Dataproc Metastore requires the following per region for each VPC network:
- 1 peering quota
/17
and/20
CIDR
VPC Network Peering
After the VPC network is created, Dataproc Metastore also automatically configures VPC Network Peering for your service. VPC provides your service with access to the Dataproc Metastore endpoint protocols. After you create your service, you can see its underlying VPC Network Peering on the VPC Network Peering page in the Google Cloud console.
VPC Network Peering is not transitive. This means that only directly peered networks can communicate with each other. For example, consider the following scenario:
You have the following networks, VPC network N1, N2, and N3.
- VPC network N1 is paired with N2 and N3.
- VPC network N2 and N3 are not directly connected.
What does this mean?
It means that through VPC Network Peering, VPC network N2 can't communicate with VPC network N3. This impacts Dataproc Metastore connections in the following ways:
- Virtual machines that are in networks peered with your Dataproc Metastore project network can't reach Dataproc Metastore.
- Only hosts on the VPC network can reach a Dataproc Metastore service.
VPC Network Peering Security considerations
Traffic over VPC Network Peering is provided with a certain level of encryption. For more information, see Google Cloud virtual network encryption and authentication.
Creating one VPC network for each service with a internal IP address provides better network isolation than putting all services in the
default
VPC network.
VPC subnetworks
Private Service Connect (PSC) lets you set up a private connection to Dataproc Metastore metadata across VPC networks. With PSC, you can create a service without VPC peering. This lets you use your own internal IP addresses to access Dataproc Metastore, without leaving your VPC networks or using external IP addresses.
To set up Private Service Connect when creating a service, see Private Service Connect with Dataproc Metastore.
IP Addresses
To connect to a network and help protect your metadata, Dataproc Metastore services only use internal IP addresses.

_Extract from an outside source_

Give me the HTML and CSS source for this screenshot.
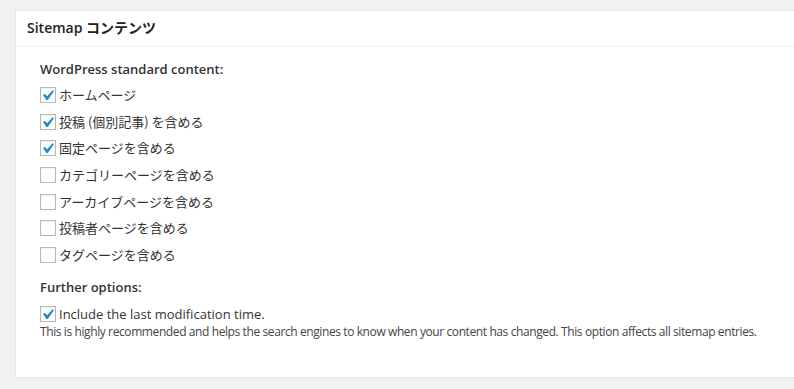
FILE: index.html
```html
<!DOCTYPE html>
<html lang="ja">
<head>
<meta charset="utf-8">
<title>Sitemap コンテンツ</title>
<link rel="stylesheet" href="styles.css">
</head>
<body>
<div class="postbox">
  <h3 class="hndle">Sitemap コンテンツ</h3>
  <div class="inside">
    <p class="group-title">WordPress standard content:</p>
    <ul class="opts std">
      <li><span class="cb"><svg viewBox="0 0 20 20"><path d="M14.83 4.89l1.34.94-5.81 8.38H9.02L5.78 9.67l1.34-1.25 2.57 2.4z"/></svg></span><span class="lbl">ホームページ</span></li>
      <li><span class="cb"><svg viewBox="0 0 20 20"><path d="M14.83 4.89l1.34.94-5.81 8.38H9.02L5.78 9.67l1.34-1.25 2.57 2.4z"/></svg></span><span class="lbl">投稿 (個別記事) を含める</span></li>
      <li><span class="cb"><svg viewBox="0 0 20 20"><path d="M14.83 4.89l1.34.94-5.81 8.38H9.02L5.78 9.67l1.34-1.25 2.57 2.4z"/></svg></span><span class="lbl">固定ページを含める</span></li>
      <li><span class="cb"></span><span class="lbl">カテゴリーページを含める</span></li>
      <li><span class="cb"></span><span class="lbl">アーカイブページを含める</span></li>
      <li><span class="cb"></span><span class="lbl">投稿者ページを含める</span></li>
      <li><span class="cb"></span><span class="lbl">タグページを含める</span></li>
    </ul>
    <p class="group-title further">Further options:</p>
    <ul class="opts extra">
      <li><span class="cb"><svg viewBox="0 0 20 20"><path d="M14.83 4.89l1.34.94-5.81 8.38H9.02L5.78 9.67l1.34-1.25 2.57 2.4z"/></svg></span><span class="lbl en">Include the last modification time.</span></li>
    </ul>
    <p class="desc">This is highly recommended and helps the search engines to know when your content has changed. This option affects all sitemap entries.</p>
  </div>
</div>
</body>
</html>
```
FILE: styles.css
```css
html, body {
  margin: 0;
  padding: 0;
  background: #f1f1f1;
}
body {
  font-family: "Open Sans", "Noto Sans CJK JP", sans-serif;
  color: #444;
  font-size: 13px;
  padding: 10px 0 0 15px;
}
.postbox {
  background: #fff;
  border: 1px solid #e5e5e5;
  border-right: none;
  box-shadow: 0 1px 1px rgba(0,0,0,0.04);
  height: 368px;
  box-sizing: border-box;
}
.hndle {
  margin: 0;
  font-size: 14px;
  font-weight: 600;
  color: #222;
  line-height: 20px;
  padding: 7px 11px 8px;
  border-bottom: 1px solid #eee;
}
.inside {
  padding: 13px 24px 0;
}
.group-title {
  margin: 0;
  font-weight: 600;
  font-size: 13px;
  line-height: 18px;
  color: #333;
}
.opts {
  list-style: none;
  margin: 0;
  padding: 0;
  display: flex;
  flex-direction: column;
}
.opts li {
  display: flex;
  align-items: center;
}
.std {
  margin-top: 4px;
}
.std li {
  height: 26.6px;
}
.extra {
  margin-top: 9px;
}
.extra li {
  height: 18px;
}
.cb {
  width: 16px;
  height: 16px;
  box-sizing: border-box;
  border: 1px solid #b4b9be;
  background: #fff;
  box-shadow: inset 0 1px 2px rgba(0,0,0,0.07);
  margin-right: 3px;
  flex: none;
  overflow: visible;
}
.cb svg {
  display: block;
  width: 21px;
  height: 21px;
  margin: -3px 0 0 -4px;
  fill: #1e8cbe;
}
.lbl {
  font-size: 13px;
  color: #333;
  font-family: "Noto Sans CJK JP", sans-serif;
  line-height: 18px;
}
.lbl.en {
  font-family: "Open Sans", sans-serif;
  font-size: 13px;
}
.further {
  margin-top: 10px;
}
.desc {
  margin: 2px 0 0;
  font-size: 12px;
  letter-spacing: -0.4px;
  line-height: 14px;
  color: #444;
}
```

This means that public IP addresses aren't exposed or are available for networking purposes.
By using an internal IP address, Dataproc Metastore can only connect to Virtual Machines (VMs) that exist on specified Virtual Private Cloud (VPC) networks or an on-premises environment.
Connections to a Dataproc Metastore service using a internal IP
address use RFC 1918 address ranges. Using these ranges means that
Dataproc Metastore allocates a /17
range and a /20
range from
the address space for each region. For example, placing
Dataproc Metastore services in two regions requires that the
allocated IP address range contains the following:
- At least two unused address blocks of size
/17
. - At least two unused address blocks of size of size
/20
.
If RFC 1918 address blocks aren't found, then Dataproc Metastore finds suitable non-RFC 1918 address blocks instead. Note that the allocation of non-RFC 1918 blocks doesn't take into account whether or not those addresses are in use in your VPC network or on-premises.

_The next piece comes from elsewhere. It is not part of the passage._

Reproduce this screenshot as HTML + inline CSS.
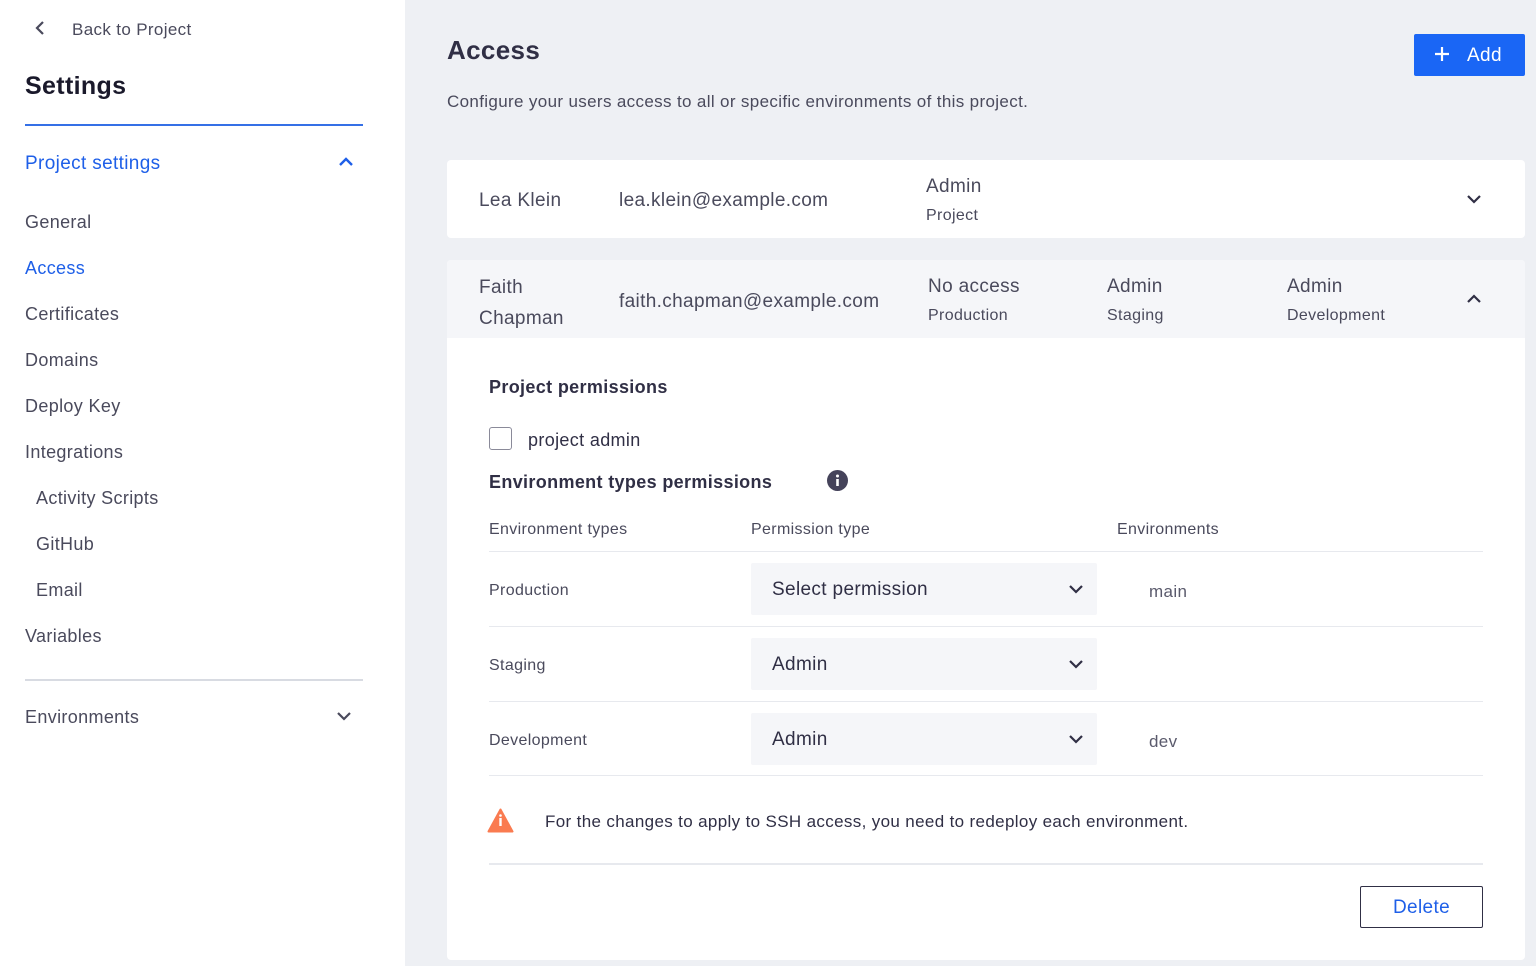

Additional networking settings
If you require a different networking settings, you can use the following options with your Dataproc Metastore service.
Shared VPC network
You can create Dataproc Metastore services in a Shared VPC network. A Shared VPC lets you connect Dataproc Metastore resources from multiple projects to a common VPC (VPC) network.
To set up a Shared VPC when creating a service, see Create a Dataproc Metastore Service.
On-premise networking
You can connect to a Dataproc Metastore service with an on-premise environment by using Cloud VPN or Cloud Interconnect.
VPC Service Controls
VPC Service Controls improve your ability to mitigate the risk of data exfiltration. With VPC Service Controls, you create perimeters around the Dataproc Metastore service. VPC Service Controls restrict access to resources within the perimeter from the outside. Only clients and resources within the perimeter can interact with one another.
To use VPC Service Controls with Dataproc Metastore, see VPC Service Controls with Dataproc Metastore. Also review Dataproc Metastore limitations when using VPC Service Controls.
Firewall rules for Dataproc Metastore
In non-default or private environments with an established security footprint, you might need to create your own firewall rules. If you do, don't create a firewall rule that blocks the IP addresses range or port of your Dataproc Metastore services.
When you create a Dataproc Metastore service, you can accept the default network for the service. The default network ensures full internal IP networking access for your VMs.
For more general information about firewall rules, see VPC firewall rules and Using VPC firewall rules.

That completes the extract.